The question the rebrand raises without answering is what Anthony Edwards and the rest of the current roster make of wearing it. The new look is built around nostalgia for eras those players never experienced, deployed in an offseason defined by the franchise’s failure to advance past the second round for the first time in three years. Edwards himself played through a knee injury in the second round before the Wolves fell to the Spurs in six games – a detail conspicuously absent from the franchise’s messaging about this new chapter. Whether the visual reconnection with the Kevin Garnett era reads as aspiration or deflection may depend entirely on how next season goes.

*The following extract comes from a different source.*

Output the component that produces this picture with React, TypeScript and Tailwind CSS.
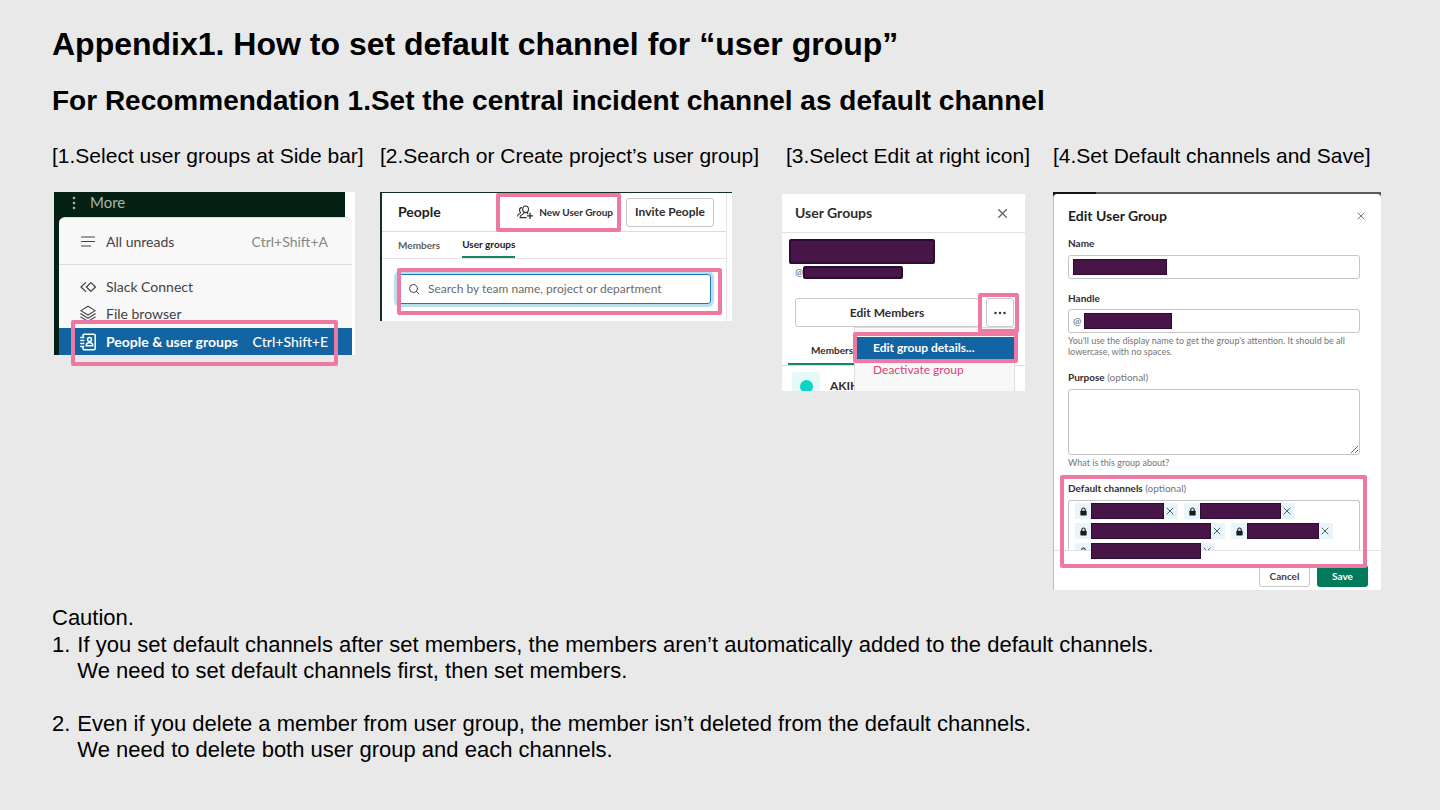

What the Timberwolves have not announced is a timeline for when the new uniforms and courts will go on sale or become available to season ticket holders. The team confirmed fans can register for jersey drop notifications at its website, and that the all-new merchandise collection is already live at the team store. The new look debuts with the 2026-27 season; the start date has not been confirmed by the NBA. ESPN reported that the Houston Rockets and Atlanta Hawks are also expected to unveil redesigned uniforms ahead of the 2026 NBA Draft at Barclays Center in Brooklyn on June 23-24.
For now, the trees are back. SportsLogos.Net noted that this marks the franchise’s first update to its Association and Icon Edition uniforms since the Nike takeover of NBA outfitting in 2017-18. What the new ownership does with them – and what Anthony Edwards and company can produce while wearing them – is the part the design team cannot control.